→ **Dataset content**
★ ★ ★ ★ ★ ★ ★

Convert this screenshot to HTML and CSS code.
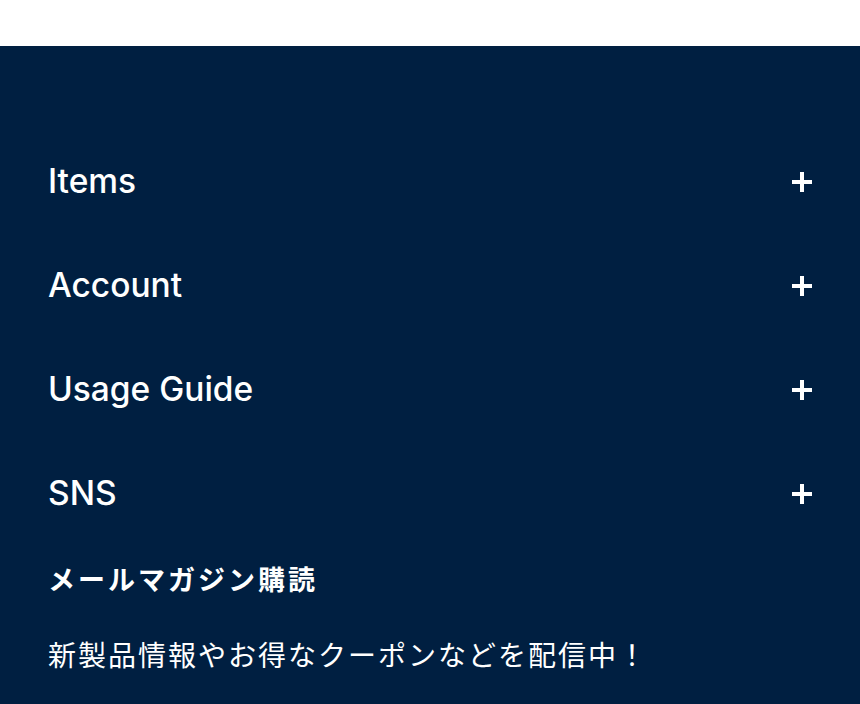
FILE: index.html
```html
<!DOCTYPE html>
<html lang="ja">
<head>
<meta charset="utf-8">
<link rel="stylesheet" href="styles.css">
</head>
<body>
<div class="topbar"></div>
<footer class="footer">
  <div class="acc-row"><span class="acc-title">Items</span><span class="plus"></span></div>
  <div class="acc-row"><span class="acc-title">Account</span><span class="plus"></span></div>
  <div class="acc-row"><span class="acc-title">Usage Guide</span><span class="plus"></span></div>
  <div class="acc-row"><span class="acc-title">SNS</span><span class="plus"></span></div>
  <div class="mail">
    <h2 class="mail-title">メールマガジン購読</h2>
    <p class="mail-text">新製品情報やお得なクーポンなどを配信中！</p>
  </div>
</footer>
</body>
</html>
```
FILE: styles.css
```css
html, body {
  margin: 0;
  padding: 0;
  background: #ffffff;
}
body {
  font-family: "Inter", "Noto Sans CJK JP", sans-serif;
  color: #ffffff;
  overflow: hidden;
}
.topbar {
  height: 46px;
  background: #ffffff;
}
.footer {
  background: #001f41;
  padding: 84px 48px 20px 48px;
  min-height: 658px;
  box-sizing: border-box;
}
.acc-row {
  height: 104px;
  display: flex;
  align-items: center;
  justify-content: space-between;
}
.acc-title {
  font-size: 33.5px;
  font-weight: 500;
  line-height: 1;
}
.plus {
  position: relative;
  width: 20px;
  height: 20px;
}
.plus::before,
.plus::after {
  content: "";
  position: absolute;
  background: #ffffff;
}
.plus::before {
  left: 0;
  top: 8px;
  width: 20px;
  height: 4px;
}
.plus::after {
  left: 8px;
  top: 0;
  width: 4px;
  height: 20px;
}
.mail-title {
  margin: 18px 0 0 0;
  font-family: "Noto Sans CJK JP", sans-serif;
  font-size: 27px;
  font-weight: 700;
  letter-spacing: 3px;
  line-height: 30px;
}
.mail-text {
  margin: 44px 0 0 0;
  font-family: "Noto Sans CJK JP", sans-serif;
  font-size: 28px;
  font-weight: 400;
  letter-spacing: 2px;
  line-height: 32px;
}
```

★ ★ ★ ★ ★ ★ ★

→ **Objective**
Do not include the images; transcribe the rest of the listing exactly.

→ **Exercise result**
Convert this screenshot to HTML and CSS code.
FILE: index.html
```html
<!DOCTYPE html>
<html lang="ja">
<head>
<meta charset="utf-8">
<link rel="stylesheet" href="styles.css">
</head>
<body>
<div class="topbar"></div>
<footer class="footer">
  <div class="acc-row"><span class="acc-title">Items</span><span class="plus"></span></div>
  <div class="acc-row"><span class="acc-title">Account</span><span class="plus"></span></div>
  <div class="acc-row"><span class="acc-title">Usage Guide</span><span class="plus"></span></div>
  <div class="acc-row"><span class="acc-title">SNS</span><span class="plus"></span></div>
  <div class="mail">
    <h2 class="mail-title">メールマガジン購読</h2>
    <p class="mail-text">新製品情報やお得なクーポンなどを配信中！</p>
  </div>
</footer>
</body>
</html>
```
FILE: styles.css
```css
html, body {
  margin: 0;
  padding: 0;
  background: #ffffff;
}
body {
  font-family: "Inter", "Noto Sans CJK JP", sans-serif;
  color: #ffffff;
  overflow: hidden;
}
.topbar {
  height: 46px;
  background: #ffffff;
}
.footer {
  background: #001f41;
  padding: 84px 48px 20px 48px;
  min-height: 658px;
  box-sizing: border-box;
}
.acc-row {
  height: 104px;
  display: flex;
  align-items: center;
  justify-content: space-between;
}
.acc-title {
  font-size: 33.5px;
  font-weight: 500;
  line-height: 1;
}
.plus {
  position: relative;
  width: 20px;
  height: 20px;
}
.plus::before,
.plus::after {
  content: "";
  position: absolute;
  background: #ffffff;
}
.plus::before {
  left: 0;
  top: 8px;
  width: 20px;
  height: 4px;
}
.plus::after {
  left: 8px;
  top: 0;
  width: 4px;
  height: 20px;
}
.mail-title {
  margin: 18px 0 0 0;
  font-family: "Noto Sans CJK JP", sans-serif;
  font-size: 27px;
  font-weight: 700;
  letter-spacing: 3px;
  line-height: 30px;
}
.mail-text {
  margin: 44px 0 0 0;
  font-family: "Noto Sans CJK JP", sans-serif;
  font-size: 28px;
  font-weight: 400;
  letter-spacing: 2px;
  line-height: 32px;
}
```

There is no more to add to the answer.